Quando l’amore diventa una “droga”
La neuroscienza ci mostra che il rifiuto romantico attiva nel cervello le stesse aree coinvolte nel dolore fisico e nella dipendenza da sostanze. Il cuore spezzato non è solo una metafora: è un’esperienza reale, che coinvolge le stesse zone cerebrali del mal di denti o della crisi di astinenza. Ecco perché è così difficile “disintossicarsi” da un amore tossico: il cervello è convinto che ci serva quella persona per tornare a stare bene, anche se ci ha fatto soffrire. Guardare la foto dell’altro, aspettare un messaggio, controllare se è online… diventano gesti compulsivi, simili a quelli di chi cerca una dose per calmare la crisi. Questo tipo di “amore” non nutre. Svuota. Tiene in uno stato di allerta, di ricerca, di allarme costante. Ma il corpo, ormai abituato all’ansia, finisce per confondere quella tensione con la passione. E così nasce il convincimento che quell’intensità sia il segno di un amore vero. In realtà, è solo un legame che consuma.

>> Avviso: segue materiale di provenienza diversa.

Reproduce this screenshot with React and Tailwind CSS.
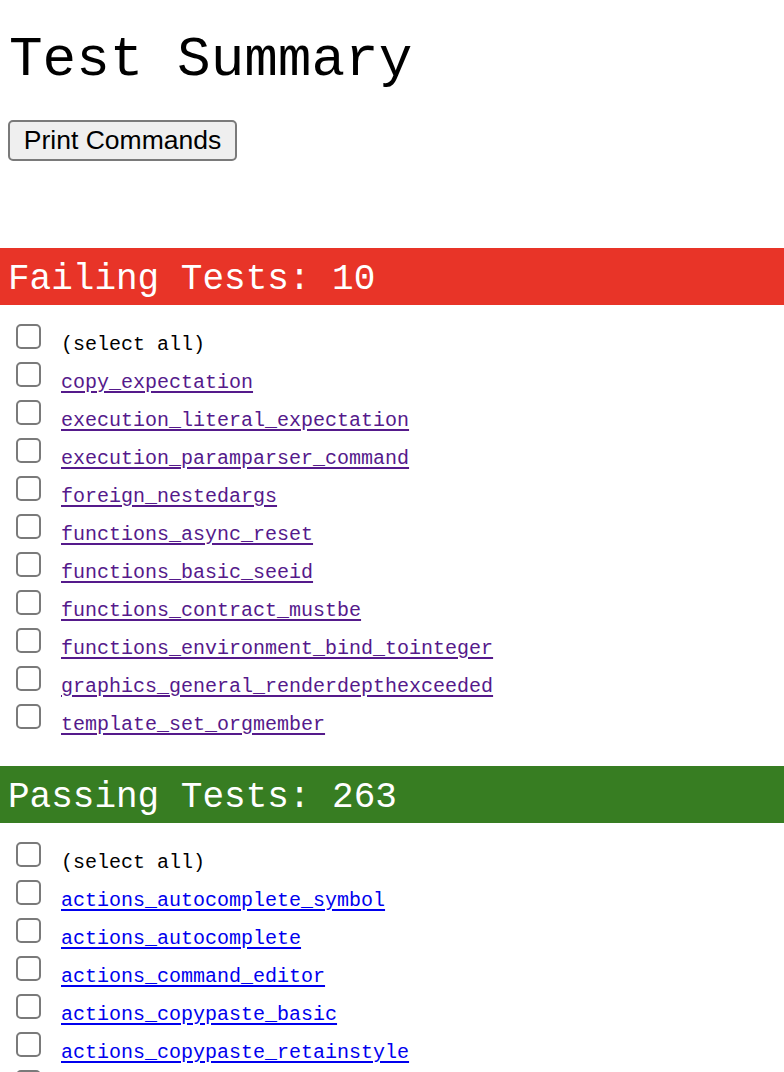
import React from "react";

const failing = [
  "copy_expectation",
  "execution_literal_expectation",
  "execution_paramparser_command",
  "foreign_nestedargs",
  "functions_async_reset",
  "functions_basic_seeid",
  "functions_contract_mustbe",
  "functions_environment_bind_tointeger",
  "graphics_general_renderdepthexceeded",
  "template_set_orgmember",
];

const passing = [
  "actions_autocomplete_symbol",
  "actions_autocomplete",
  "actions_command_editor",
  "actions_copypaste_basic",
  "actions_copypaste_retainstyle",
];

const mono = "font-['Liberation_Mono','Courier_New',monospace]";

function Box() {
  return (
    <div className="w-[25px] h-[25px] shrink-0 rounded-[5px] border-2 border-[#7a7a7a] bg-white" />
  );
}

function Row({ children }) {
  return (
    <div className="flex items-start h-[38px] pl-[16px]">
      <Box />
      <div className={`ml-[20px] pt-[2px] text-[20px] leading-[38px] ${mono}`}>{children}</div>
    </div>
  );
}

function Section({ title, color, linkColor, items, trailing }) {
  return (
    <section>
      <h2
        className={`h-[57px] pt-[6px] pl-[8px] text-[36px] leading-[51px] text-white ${mono} ${color}`}
      >
        {title}
      </h2>
      <div className="pt-[19px] pb-[24px]">
        <Row>
          <span className="text-black">(select all)</span>
        </Row>
        {items.map((t) => (
          <Row key={t}>
            <a
              href="#"
              className={`underline decoration-[2px] underline-offset-[3px] ${linkColor}`}
            >
              {t}
            </a>
          </Row>
        ))}
        {trailing ? <Row>{null}</Row> : null}
      </div>
    </section>
  );
}

export default function App() {
  return (
    <div className="w-[784px] h-[1072px] overflow-hidden bg-white text-black">
      <h1 className={`mt-[28px] pl-[9px] text-[56px] leading-[64px] ${mono}`}>Test Summary</h1>
      <button className="mt-[28px] ml-[8px] w-[229px] h-[41px] flex items-center justify-center rounded-[5px] border-2 border-[#7a7a7a] bg-[#efefef] text-[26.5px] text-black font-['Liberation_Sans',Arial,sans-serif]">
        Print Commands
      </button>
      <div className="h-[87px]" />
      <Section
        title="Failing Tests: 10"
        color="bg-[#e83428]"
        linkColor="text-[#551a8b] decoration-[#551a8b]"
        items={failing}
      />
      <Section
        title="Passing Tests: 263"
        color="bg-[#377d22]"
        linkColor="text-[#0000ee] decoration-[#0000ee]"
        items={passing}
        trailing
      />
    </div>
  );
}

Uscire dallo schema: si può
Il primo passo è rendersi conto dello schema: riconoscere che stiamo confondendo l’ansia con l’amore, l’attesa con la passione. Chiedersi: “Questa relazione mi fa sentire al sicuro?” è spesso più utile di “Questa persona mi fa battere il cuore?” Imparare a distinguere amore da attivazione, intimità da instabilità, desiderio da bisogno, richiede tempo e consapevolezza. Ma è possibile. E soprattutto, non si tratta di smettere di amare, si tratta invece di imparare un nuovo modo di amare, più sano, più calmo, più vero.
Se ti ritrovi ancora una volta a inseguire qualcuno che ti fa sentire instabile domandati:
• Mi sento al sicuro in questa relazione?

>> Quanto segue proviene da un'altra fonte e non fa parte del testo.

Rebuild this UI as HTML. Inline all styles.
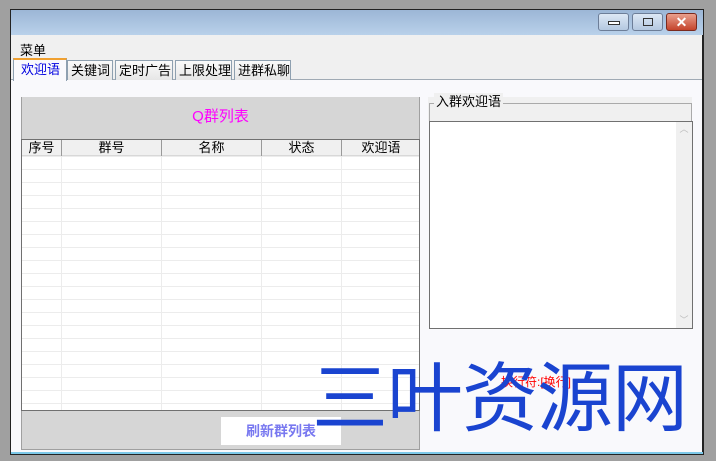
<!DOCTYPE html>
<html><head><meta charset="utf-8"><style>
*{margin:0;padding:0;box-sizing:border-box}
body{width:716px;height:461px;background:#a0a0a0;position:relative;overflow:hidden;font-family:"Liberation Sans","Noto Sans CJK SC",sans-serif;font-size:13px;color:#000}
.abs{position:absolute}
#win{left:10px;top:9px;width:694px;height:446px;background:#f0f0f0;border:1px solid #222;border-right:2px solid #222}
#title{left:11px;top:10px;width:692px;height:25px;background:linear-gradient(#9cb6d6,#b9d1ea)}
.btn{top:13px;height:18px;border:1px solid #6d7e98;border-radius:3px;background:linear-gradient(#dde8f5,#b4c8e0)}
#content{left:11px;top:79px;width:691px;height:373px;background:#f9f9fc;border-top:1px solid #a0aab4}
.tab{top:60px;height:20px;border:1px solid #8ea0b0;border-bottom:none;background:linear-gradient(#fafafa,#e6e6e6);font-size:13px;line-height:19px;padding-left:3px}
</style></head><body>
<div class="abs" id="win"></div>
<div class="abs" id="title"></div>
<div class="abs btn" style="left:598px;width:31px"><div class="abs" style="left:9px;top:7px;width:12px;height:4px;border:1px solid #333;background:#fff"></div></div>
<div class="abs btn" style="left:632px;width:31px"><div class="abs" style="left:10px;top:4px;width:10px;height:8px;border:1px solid #333"></div></div>
<div class="abs btn" style="left:666px;width:31px;background:linear-gradient(#e9a08d,#c4442c);border-color:#7a2a1e;color:#fff;font-weight:bold;text-align:center;line-height:16px;font-size:14px">✕</div>
<div class="abs" style="left:20px;top:40px;font-size:13px">菜单</div>
<div class="abs" id="content"></div>
<div class="abs" style="left:13px;top:58px;width:54px;height:23px;background:#f9f9fc;border:1px solid #8ea0b0;border-top:2px solid #f0a030;border-bottom:none;color:#0000e0;line-height:20px;padding-left:7px">欢迎语</div>
<div class="abs tab" style="left:67px;width:46px">关键词</div>
<div class="abs tab" style="left:115px;width:58px">定时广告</div>
<div class="abs tab" style="left:175px;width:57px">上限处理</div>
<div class="abs tab" style="left:234px;width:57px">进群私聊</div>
<div class="abs" style="left:21px;top:97px;width:399px;height:353px;background:#d6d6d6;border-left:1px solid #a0a0a0;border-bottom:1px solid #a0a0a0;border-right:1px solid #a0a0a0"></div>
<div class="abs" style="left:21px;top:105px;width:399px;text-align:center;color:#ff00ff;font-size:15px">Q群列表</div>
<div class="abs" style="left:21px;top:139px;width:399px;height:272px;background:#fff repeating-linear-gradient(#fff 0 12px,#ececec 12px 13px);background-position:0 4px;border:1px solid #707070"></div>
<div class="abs" style="left:22px;top:140px;width:397px;height:16px;background:#f0f0f0;border-bottom:1px solid #d8d8d8"></div>
<div class="abs" style="left:61px;top:140px;width:1px;height:270px;background:#ececec"></div>
<div class="abs" style="left:161px;top:140px;width:1px;height:270px;background:#ececec"></div>
<div class="abs" style="left:261px;top:140px;width:1px;height:270px;background:#ececec"></div>
<div class="abs" style="left:341px;top:140px;width:1px;height:270px;background:#ececec"></div>
<div class="abs" style="left:61px;top:140px;width:1px;height:16px;background:#999"></div>
<div class="abs" style="left:161px;top:140px;width:1px;height:16px;background:#999"></div>
<div class="abs" style="left:261px;top:140px;width:1px;height:16px;background:#999"></div>
<div class="abs" style="left:341px;top:140px;width:1px;height:16px;background:#999"></div>
<div class="abs" style="left:22px;top:139px;width:39px;text-align:center;line-height:17px">序号</div>
<div class="abs" style="left:62px;top:139px;width:99px;text-align:center;line-height:17px">群号</div>
<div class="abs" style="left:162px;top:139px;width:99px;text-align:center;line-height:17px">名称</div>
<div class="abs" style="left:262px;top:139px;width:79px;text-align:center;line-height:17px">状态</div>
<div class="abs" style="left:342px;top:139px;width:78px;text-align:center;line-height:17px">欢迎语</div>
<div class="abs" style="left:221px;top:417px;width:120px;height:28px;background:#fff;color:#7878f0;font-weight:bold;text-align:center;line-height:28px;font-size:14px">刷新群列表</div>
<div class="abs" style="left:428px;top:97px;width:264px;height:24px;background:#f0f0f0"></div>
<div class="abs" style="left:429px;top:103px;width:263px;height:20px;border:1px solid #aaa;border-bottom:none"></div>
<div class="abs" style="left:434px;top:93px;background:#f0f0f0;padding:0 2px;line-height:18px">入群欢迎语</div>
<div class="abs" style="left:429px;top:121px;width:264px;height:208px;background:#fff;border:1px solid #707070"></div>
<div class="abs" style="left:676px;top:122px;width:16px;height:206px;background:#f0f0f0;color:#bbb;font-size:9px;text-align:center">︿<div style="position:absolute;bottom:2px;width:16px">﹀</div></div>
<div class="abs" style="left:501px;top:373px;color:#f00;font-size:12px">换行符:[换行]</div>
<div class="abs" style="left:312px;top:344px;color:#1a44d0;font-size:76px;line-height:96px;letter-spacing:-1px;font-family:'Noto Sans CJK SC',sans-serif;white-space:nowrap">三叶资源网</div>
<div class="abs" style="left:11px;top:452px;width:692px;height:2px;background:#7cc8e8"></div>
</body></html>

• Sono libero di essere me stesso, o vivo nel timore di perdere l’altro?
• C’è più pace o più ansia quando sto con lui/lei?
A volte il corpo risponde prima della testa: tensione, insonnia, agitazione, pensieri ricorrenti… sono segnali. L’amore non dovrebbe destabilizzare. Dovrebbe far sentire più calma, più forza, più sicurezza. L’amore non è un’altalena emotiva, non deve mettere nella posizione di dimostrare, di lottare, di implorare. Dovrebbe essere presenza, dialogo, cura, sicurezza, tutte cose che sono alla base di una relazione profonda e duratura.